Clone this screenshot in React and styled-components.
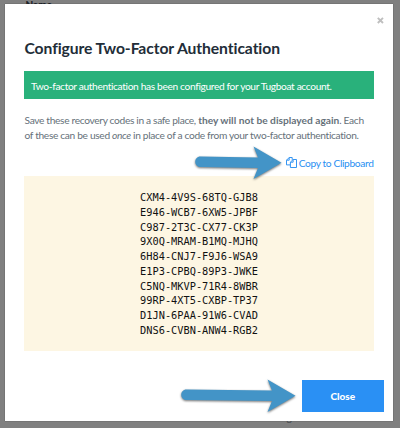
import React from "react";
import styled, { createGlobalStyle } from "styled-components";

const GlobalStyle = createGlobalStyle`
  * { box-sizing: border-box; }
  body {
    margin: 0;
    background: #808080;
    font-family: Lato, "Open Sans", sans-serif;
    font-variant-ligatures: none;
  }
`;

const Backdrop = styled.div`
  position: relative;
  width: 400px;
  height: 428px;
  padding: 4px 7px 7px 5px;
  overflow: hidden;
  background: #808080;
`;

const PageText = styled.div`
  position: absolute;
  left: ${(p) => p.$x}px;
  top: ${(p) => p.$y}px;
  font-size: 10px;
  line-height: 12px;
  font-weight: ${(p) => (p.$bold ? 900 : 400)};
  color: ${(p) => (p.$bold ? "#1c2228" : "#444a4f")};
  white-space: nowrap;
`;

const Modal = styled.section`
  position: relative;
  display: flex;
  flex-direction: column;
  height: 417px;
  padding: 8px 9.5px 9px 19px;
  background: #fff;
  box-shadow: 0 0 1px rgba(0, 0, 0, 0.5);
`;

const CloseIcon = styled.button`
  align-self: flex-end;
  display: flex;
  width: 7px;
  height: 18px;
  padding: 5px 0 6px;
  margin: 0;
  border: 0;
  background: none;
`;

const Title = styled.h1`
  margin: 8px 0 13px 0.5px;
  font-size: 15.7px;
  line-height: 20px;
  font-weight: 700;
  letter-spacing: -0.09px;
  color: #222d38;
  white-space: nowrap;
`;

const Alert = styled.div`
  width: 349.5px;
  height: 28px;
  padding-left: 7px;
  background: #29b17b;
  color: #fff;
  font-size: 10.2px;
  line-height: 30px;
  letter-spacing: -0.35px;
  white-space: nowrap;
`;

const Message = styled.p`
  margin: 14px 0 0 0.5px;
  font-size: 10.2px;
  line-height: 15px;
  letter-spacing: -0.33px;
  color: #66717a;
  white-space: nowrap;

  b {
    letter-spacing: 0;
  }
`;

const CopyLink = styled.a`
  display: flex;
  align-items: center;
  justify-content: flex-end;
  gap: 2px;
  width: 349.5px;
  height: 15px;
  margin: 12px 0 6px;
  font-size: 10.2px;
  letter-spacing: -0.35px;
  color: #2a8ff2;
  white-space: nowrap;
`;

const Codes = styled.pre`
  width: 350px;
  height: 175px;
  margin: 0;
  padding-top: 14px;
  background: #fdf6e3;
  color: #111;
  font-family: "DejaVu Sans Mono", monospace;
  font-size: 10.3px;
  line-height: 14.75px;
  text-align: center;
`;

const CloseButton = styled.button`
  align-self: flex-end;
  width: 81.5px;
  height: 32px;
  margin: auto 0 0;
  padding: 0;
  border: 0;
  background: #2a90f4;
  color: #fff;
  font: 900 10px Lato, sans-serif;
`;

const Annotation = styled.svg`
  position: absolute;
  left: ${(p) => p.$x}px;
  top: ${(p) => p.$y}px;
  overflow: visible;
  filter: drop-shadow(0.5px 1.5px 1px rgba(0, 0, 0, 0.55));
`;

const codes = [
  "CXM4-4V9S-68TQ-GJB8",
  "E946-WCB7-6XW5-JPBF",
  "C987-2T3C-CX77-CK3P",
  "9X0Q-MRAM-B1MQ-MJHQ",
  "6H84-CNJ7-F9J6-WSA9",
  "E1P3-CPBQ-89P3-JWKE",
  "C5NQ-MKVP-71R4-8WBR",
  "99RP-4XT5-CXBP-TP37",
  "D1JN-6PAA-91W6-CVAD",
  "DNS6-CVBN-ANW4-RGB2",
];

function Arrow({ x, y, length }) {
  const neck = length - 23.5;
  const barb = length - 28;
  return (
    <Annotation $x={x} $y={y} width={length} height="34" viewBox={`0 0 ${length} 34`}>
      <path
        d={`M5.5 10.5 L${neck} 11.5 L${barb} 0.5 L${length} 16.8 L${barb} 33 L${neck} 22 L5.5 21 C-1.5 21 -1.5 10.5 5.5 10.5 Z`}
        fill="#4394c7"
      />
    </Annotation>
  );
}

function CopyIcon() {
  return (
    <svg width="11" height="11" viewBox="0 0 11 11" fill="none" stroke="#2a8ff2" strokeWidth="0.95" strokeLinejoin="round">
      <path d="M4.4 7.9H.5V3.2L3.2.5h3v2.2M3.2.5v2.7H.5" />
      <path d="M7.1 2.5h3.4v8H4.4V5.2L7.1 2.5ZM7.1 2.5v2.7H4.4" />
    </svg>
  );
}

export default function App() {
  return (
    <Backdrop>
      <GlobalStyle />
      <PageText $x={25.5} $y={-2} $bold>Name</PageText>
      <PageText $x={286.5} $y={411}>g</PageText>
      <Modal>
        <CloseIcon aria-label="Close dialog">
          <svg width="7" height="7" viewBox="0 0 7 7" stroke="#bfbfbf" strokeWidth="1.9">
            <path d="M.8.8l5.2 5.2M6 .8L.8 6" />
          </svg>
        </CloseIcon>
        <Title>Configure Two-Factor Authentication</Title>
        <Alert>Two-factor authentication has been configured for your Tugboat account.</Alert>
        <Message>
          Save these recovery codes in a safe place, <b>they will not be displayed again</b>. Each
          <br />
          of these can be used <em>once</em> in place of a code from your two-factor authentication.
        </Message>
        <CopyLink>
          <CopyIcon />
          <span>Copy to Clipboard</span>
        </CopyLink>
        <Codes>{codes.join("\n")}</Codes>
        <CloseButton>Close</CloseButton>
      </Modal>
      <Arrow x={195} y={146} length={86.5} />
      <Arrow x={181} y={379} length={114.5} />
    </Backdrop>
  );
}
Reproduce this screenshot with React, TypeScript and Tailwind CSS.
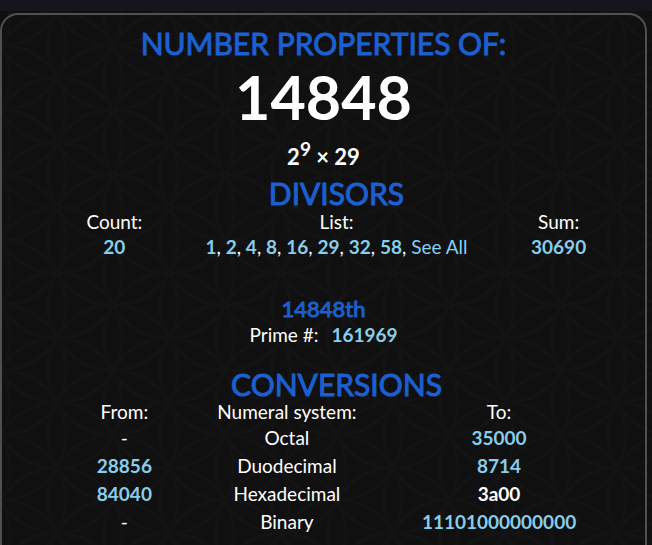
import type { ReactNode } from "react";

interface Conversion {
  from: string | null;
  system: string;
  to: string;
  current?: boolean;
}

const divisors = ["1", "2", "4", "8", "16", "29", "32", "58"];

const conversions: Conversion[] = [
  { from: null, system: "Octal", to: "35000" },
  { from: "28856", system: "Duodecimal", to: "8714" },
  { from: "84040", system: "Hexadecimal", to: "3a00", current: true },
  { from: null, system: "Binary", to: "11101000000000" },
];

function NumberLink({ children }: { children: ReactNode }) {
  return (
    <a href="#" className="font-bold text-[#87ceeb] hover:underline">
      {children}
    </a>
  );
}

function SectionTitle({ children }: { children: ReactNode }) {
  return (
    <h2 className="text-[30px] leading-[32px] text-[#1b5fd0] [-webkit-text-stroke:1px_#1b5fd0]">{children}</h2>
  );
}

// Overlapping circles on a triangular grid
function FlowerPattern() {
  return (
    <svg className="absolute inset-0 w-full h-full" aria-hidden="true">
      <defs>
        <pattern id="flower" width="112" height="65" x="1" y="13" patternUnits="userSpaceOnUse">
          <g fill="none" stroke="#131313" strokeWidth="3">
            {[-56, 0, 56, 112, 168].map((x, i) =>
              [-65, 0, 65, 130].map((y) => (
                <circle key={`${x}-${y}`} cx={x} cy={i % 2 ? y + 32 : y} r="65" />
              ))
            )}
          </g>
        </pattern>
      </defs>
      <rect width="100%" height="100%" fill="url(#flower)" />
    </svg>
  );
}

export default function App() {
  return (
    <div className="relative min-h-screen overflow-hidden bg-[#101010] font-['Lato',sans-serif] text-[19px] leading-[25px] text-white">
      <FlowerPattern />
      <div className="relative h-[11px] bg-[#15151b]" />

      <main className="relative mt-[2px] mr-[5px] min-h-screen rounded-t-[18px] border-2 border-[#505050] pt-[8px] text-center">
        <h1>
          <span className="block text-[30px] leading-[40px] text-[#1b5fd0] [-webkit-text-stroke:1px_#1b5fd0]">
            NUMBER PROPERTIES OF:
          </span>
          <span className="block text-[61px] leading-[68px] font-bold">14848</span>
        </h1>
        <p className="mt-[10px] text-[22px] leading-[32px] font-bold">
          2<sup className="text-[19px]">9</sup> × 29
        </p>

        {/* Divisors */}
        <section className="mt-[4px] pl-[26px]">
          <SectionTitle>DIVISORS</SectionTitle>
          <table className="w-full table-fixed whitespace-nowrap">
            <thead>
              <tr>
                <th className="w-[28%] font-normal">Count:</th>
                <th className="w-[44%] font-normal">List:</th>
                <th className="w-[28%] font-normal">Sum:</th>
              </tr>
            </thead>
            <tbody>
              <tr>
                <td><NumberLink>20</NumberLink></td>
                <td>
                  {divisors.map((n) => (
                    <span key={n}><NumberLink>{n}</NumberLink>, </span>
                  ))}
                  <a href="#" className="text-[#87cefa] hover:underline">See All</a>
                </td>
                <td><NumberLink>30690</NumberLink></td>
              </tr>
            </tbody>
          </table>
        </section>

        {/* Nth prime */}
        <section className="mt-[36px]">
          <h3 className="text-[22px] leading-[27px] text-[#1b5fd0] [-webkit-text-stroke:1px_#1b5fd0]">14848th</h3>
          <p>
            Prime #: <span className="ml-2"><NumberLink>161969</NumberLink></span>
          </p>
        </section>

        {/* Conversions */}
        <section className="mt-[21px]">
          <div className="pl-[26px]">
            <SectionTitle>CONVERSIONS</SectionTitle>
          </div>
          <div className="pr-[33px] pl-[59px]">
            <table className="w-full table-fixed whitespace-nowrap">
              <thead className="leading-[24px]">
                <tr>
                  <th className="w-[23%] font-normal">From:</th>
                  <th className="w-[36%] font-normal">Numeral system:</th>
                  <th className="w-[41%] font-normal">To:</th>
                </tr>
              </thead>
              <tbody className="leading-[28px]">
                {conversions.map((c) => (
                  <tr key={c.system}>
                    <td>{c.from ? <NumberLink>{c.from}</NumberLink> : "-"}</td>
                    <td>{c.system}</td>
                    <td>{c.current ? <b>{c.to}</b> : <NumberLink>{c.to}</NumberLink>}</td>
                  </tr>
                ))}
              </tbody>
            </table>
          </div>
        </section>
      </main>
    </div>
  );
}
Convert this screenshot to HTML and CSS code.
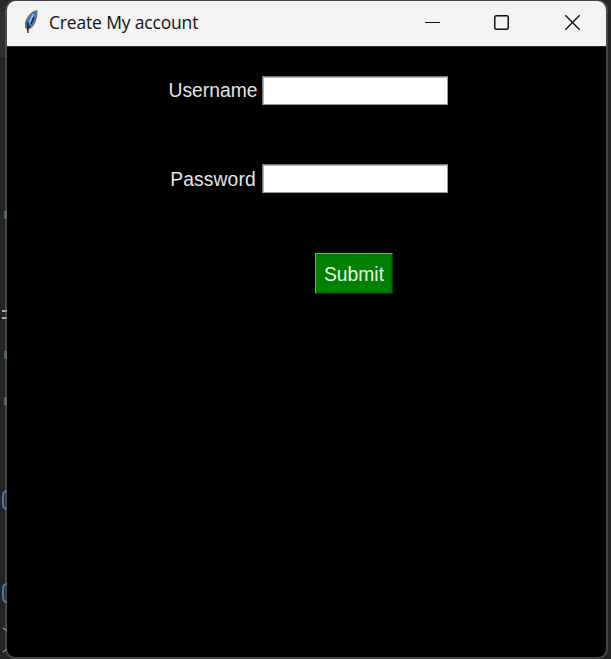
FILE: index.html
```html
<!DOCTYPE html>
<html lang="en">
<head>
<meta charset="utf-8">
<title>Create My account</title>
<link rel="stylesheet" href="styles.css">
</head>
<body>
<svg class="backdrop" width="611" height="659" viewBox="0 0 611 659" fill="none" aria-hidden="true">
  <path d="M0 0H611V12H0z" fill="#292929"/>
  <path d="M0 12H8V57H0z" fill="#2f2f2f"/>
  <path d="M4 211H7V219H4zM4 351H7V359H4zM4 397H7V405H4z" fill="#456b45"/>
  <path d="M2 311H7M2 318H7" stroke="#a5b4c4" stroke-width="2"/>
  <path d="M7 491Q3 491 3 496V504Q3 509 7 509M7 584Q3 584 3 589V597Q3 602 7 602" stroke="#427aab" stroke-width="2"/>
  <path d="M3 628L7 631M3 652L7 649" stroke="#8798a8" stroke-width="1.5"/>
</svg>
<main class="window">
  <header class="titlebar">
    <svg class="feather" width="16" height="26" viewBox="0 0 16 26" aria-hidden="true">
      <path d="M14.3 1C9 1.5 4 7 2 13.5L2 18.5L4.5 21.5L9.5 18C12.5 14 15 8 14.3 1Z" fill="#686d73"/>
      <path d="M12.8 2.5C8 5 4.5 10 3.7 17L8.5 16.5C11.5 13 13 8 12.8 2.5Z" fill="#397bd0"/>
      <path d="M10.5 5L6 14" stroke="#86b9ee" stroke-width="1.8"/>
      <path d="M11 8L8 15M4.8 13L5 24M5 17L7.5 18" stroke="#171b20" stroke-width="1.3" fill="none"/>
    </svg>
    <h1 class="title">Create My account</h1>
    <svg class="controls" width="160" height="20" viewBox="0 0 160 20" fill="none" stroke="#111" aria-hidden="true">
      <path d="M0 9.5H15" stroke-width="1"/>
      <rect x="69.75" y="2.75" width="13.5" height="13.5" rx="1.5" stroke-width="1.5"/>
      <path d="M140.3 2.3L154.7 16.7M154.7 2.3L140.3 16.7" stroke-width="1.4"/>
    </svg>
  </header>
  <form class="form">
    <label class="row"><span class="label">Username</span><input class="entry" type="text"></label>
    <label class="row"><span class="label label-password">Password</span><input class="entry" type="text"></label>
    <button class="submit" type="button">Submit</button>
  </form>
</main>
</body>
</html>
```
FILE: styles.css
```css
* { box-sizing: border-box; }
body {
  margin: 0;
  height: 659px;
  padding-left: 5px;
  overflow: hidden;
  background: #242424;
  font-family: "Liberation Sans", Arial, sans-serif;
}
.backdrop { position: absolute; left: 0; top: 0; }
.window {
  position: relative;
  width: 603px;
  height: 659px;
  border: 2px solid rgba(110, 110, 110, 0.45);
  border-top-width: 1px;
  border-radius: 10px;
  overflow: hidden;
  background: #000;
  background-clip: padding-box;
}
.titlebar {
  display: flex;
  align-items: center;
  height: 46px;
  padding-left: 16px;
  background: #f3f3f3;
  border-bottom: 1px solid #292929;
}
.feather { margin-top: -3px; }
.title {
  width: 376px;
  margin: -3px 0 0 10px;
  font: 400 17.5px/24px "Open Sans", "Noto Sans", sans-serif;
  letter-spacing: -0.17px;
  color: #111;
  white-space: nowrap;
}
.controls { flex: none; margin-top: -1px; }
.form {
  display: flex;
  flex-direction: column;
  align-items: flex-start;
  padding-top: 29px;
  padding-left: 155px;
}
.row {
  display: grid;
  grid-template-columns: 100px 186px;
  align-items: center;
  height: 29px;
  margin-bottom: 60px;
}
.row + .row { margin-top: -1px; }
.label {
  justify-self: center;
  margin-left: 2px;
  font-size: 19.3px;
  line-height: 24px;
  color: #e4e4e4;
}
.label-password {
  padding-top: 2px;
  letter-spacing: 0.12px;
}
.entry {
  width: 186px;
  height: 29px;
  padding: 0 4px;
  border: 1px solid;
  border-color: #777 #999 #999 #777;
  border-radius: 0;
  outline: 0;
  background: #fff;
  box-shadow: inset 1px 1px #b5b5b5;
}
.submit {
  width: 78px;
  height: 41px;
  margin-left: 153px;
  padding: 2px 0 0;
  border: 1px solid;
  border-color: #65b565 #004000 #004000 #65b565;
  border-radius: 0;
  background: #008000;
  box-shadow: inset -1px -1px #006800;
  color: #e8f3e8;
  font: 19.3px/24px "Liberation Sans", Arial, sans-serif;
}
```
******
- STATED GOAL: Copy every line above that holds the word "this".

- WRITTEN RESPONSE:
Clone this screenshot in React and styled-components.
Reproduce this screenshot with React, TypeScript and Tailwind CSS.
Convert this screenshot to HTML and CSS code.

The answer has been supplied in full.